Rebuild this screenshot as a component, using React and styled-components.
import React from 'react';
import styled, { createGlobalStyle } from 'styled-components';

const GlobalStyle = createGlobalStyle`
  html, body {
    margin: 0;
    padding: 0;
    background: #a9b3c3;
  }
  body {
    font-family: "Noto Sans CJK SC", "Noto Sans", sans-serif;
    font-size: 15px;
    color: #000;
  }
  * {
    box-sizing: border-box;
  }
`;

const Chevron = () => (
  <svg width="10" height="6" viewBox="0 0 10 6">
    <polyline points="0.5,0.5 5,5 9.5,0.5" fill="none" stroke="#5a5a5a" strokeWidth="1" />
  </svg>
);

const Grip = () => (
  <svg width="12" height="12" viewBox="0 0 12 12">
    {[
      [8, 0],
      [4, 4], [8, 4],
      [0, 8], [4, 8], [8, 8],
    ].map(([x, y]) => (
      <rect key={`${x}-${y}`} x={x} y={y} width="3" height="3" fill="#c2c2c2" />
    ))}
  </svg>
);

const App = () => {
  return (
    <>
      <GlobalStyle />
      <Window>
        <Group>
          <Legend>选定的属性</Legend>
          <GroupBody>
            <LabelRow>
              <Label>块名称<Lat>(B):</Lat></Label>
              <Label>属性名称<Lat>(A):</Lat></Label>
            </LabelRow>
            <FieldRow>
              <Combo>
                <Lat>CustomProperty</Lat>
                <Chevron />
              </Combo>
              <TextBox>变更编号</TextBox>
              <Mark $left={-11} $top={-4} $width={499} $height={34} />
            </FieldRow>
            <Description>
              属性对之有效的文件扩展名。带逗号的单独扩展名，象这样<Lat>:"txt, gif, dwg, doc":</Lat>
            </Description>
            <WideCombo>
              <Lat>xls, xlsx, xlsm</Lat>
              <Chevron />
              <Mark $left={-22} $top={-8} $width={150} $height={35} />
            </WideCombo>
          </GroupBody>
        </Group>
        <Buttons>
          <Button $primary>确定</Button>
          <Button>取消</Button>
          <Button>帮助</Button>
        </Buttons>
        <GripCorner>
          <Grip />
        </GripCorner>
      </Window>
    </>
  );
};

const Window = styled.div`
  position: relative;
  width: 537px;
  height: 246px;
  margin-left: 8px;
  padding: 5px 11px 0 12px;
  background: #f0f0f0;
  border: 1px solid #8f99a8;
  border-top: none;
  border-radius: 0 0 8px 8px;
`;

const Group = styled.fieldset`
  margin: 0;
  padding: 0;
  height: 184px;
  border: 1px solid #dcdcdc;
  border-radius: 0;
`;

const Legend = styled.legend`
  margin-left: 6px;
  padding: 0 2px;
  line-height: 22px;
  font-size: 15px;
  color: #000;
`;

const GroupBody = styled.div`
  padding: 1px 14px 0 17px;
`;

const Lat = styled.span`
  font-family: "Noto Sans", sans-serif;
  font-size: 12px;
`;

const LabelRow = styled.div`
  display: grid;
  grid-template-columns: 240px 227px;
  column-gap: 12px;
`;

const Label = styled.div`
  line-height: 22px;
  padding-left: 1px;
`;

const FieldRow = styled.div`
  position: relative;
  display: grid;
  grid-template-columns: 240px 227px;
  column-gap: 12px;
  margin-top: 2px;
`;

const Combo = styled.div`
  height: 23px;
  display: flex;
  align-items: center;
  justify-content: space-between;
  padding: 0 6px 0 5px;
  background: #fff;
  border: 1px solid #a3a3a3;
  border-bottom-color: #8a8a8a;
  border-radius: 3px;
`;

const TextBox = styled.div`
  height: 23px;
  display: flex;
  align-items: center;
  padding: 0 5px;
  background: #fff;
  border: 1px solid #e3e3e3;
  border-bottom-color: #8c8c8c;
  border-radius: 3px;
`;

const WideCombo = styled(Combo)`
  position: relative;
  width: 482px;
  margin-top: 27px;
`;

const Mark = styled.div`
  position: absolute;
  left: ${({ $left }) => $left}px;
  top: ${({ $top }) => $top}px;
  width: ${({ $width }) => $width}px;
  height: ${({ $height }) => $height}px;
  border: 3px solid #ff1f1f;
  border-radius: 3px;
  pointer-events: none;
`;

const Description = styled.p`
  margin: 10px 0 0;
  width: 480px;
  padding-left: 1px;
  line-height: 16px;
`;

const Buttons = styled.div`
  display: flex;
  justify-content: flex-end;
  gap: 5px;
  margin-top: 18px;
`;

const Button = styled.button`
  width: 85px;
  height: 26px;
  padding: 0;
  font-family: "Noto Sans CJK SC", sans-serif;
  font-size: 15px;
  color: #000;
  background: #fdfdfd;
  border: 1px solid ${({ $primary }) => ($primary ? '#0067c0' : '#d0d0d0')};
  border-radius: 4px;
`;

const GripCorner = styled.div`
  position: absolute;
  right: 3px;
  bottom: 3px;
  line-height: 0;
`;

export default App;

-- -- --

### EXERCISE BRIEF
Reproduce the full listing exactly.

### ANSWER FOR THIS EXERCISE
Rebuild this screenshot as a component, using React and styled-components.
import React from 'react';
import styled, { createGlobalStyle } from 'styled-components';

const GlobalStyle = createGlobalStyle`
  html, body {
    margin: 0;
    padding: 0;
    background: #a9b3c3;
  }
  body {
    font-family: "Noto Sans CJK SC", "Noto Sans", sans-serif;
    font-size: 15px;
    color: #000;
  }
  * {
    box-sizing: border-box;
  }
`;

const Chevron = () => (
  <svg width="10" height="6" viewBox="0 0 10 6">
    <polyline points="0.5,0.5 5,5 9.5,0.5" fill="none" stroke="#5a5a5a" strokeWidth="1" />
  </svg>
);

const Grip = () => (
  <svg width="12" height="12" viewBox="0 0 12 12">
    {[
      [8, 0],
      [4, 4], [8, 4],
      [0, 8], [4, 8], [8, 8],
    ].map(([x, y]) => (
      <rect key={`${x}-${y}`} x={x} y={y} width="3" height="3" fill="#c2c2c2" />
    ))}
  </svg>
);

const App = () => {
  return (
    <>
      <GlobalStyle />
      <Window>
        <Group>
          <Legend>选定的属性</Legend>
          <GroupBody>
            <LabelRow>
              <Label>块名称<Lat>(B):</Lat></Label>
              <Label>属性名称<Lat>(A):</Lat></Label>
            </LabelRow>
            <FieldRow>
              <Combo>
                <Lat>CustomProperty</Lat>
                <Chevron />
              </Combo>
              <TextBox>变更编号</TextBox>
              <Mark $left={-11} $top={-4} $width={499} $height={34} />
            </FieldRow>
            <Description>
              属性对之有效的文件扩展名。带逗号的单独扩展名，象这样<Lat>:"txt, gif, dwg, doc":</Lat>
            </Description>
            <WideCombo>
              <Lat>xls, xlsx, xlsm</Lat>
              <Chevron />
              <Mark $left={-22} $top={-8} $width={150} $height={35} />
            </WideCombo>
          </GroupBody>
        </Group>
        <Buttons>
          <Button $primary>确定</Button>
          <Button>取消</Button>
          <Button>帮助</Button>
        </Buttons>
        <GripCorner>
          <Grip />
        </GripCorner>
      </Window>
    </>
  );
};

const Window = styled.div`
  position: relative;
  width: 537px;
  height: 246px;
  margin-left: 8px;
  padding: 5px 11px 0 12px;
  background: #f0f0f0;
  border: 1px solid #8f99a8;
  border-top: none;
  border-radius: 0 0 8px 8px;
`;

const Group = styled.fieldset`
  margin: 0;
  padding: 0;
  height: 184px;
  border: 1px solid #dcdcdc;
  border-radius: 0;
`;

const Legend = styled.legend`
  margin-left: 6px;
  padding: 0 2px;
  line-height: 22px;
  font-size: 15px;
  color: #000;
`;

const GroupBody = styled.div`
  padding: 1px 14px 0 17px;
`;

const Lat = styled.span`
  font-family: "Noto Sans", sans-serif;
  font-size: 12px;
`;

const LabelRow = styled.div`
  display: grid;
  grid-template-columns: 240px 227px;
  column-gap: 12px;
`;

const Label = styled.div`
  line-height: 22px;
  padding-left: 1px;
`;

const FieldRow = styled.div`
  position: relative;
  display: grid;
  grid-template-columns: 240px 227px;
  column-gap: 12px;
  margin-top: 2px;
`;

const Combo = styled.div`
  height: 23px;
  display: flex;
  align-items: center;
  justify-content: space-between;
  padding: 0 6px 0 5px;
  background: #fff;
  border: 1px solid #a3a3a3;
  border-bottom-color: #8a8a8a;
  border-radius: 3px;
`;

const TextBox = styled.div`
  height: 23px;
  display: flex;
  align-items: center;
  padding: 0 5px;
  background: #fff;
  border: 1px solid #e3e3e3;
  border-bottom-color: #8c8c8c;
  border-radius: 3px;
`;

const WideCombo = styled(Combo)`
  position: relative;
  width: 482px;
  margin-top: 27px;
`;

const Mark = styled.div`
  position: absolute;
  left: ${({ $left }) => $left}px;
  top: ${({ $top }) => $top}px;
  width: ${({ $width }) => $width}px;
  height: ${({ $height }) => $height}px;
  border: 3px solid #ff1f1f;
  border-radius: 3px;
  pointer-events: none;
`;

const Description = styled.p`
  margin: 10px 0 0;
  width: 480px;
  padding-left: 1px;
  line-height: 16px;
`;

const Buttons = styled.div`
  display: flex;
  justify-content: flex-end;
  gap: 5px;
  margin-top: 18px;
`;

const Button = styled.button`
  width: 85px;
  height: 26px;
  padding: 0;
  font-family: "Noto Sans CJK SC", sans-serif;
  font-size: 15px;
  color: #000;
  background: #fdfdfd;
  border: 1px solid ${({ $primary }) => ($primary ? '#0067c0' : '#d0d0d0')};
  border-radius: 4px;
`;

const GripCorner = styled.div`
  position: absolute;
  right: 3px;
  bottom: 3px;
  line-height: 0;
`;

export default App;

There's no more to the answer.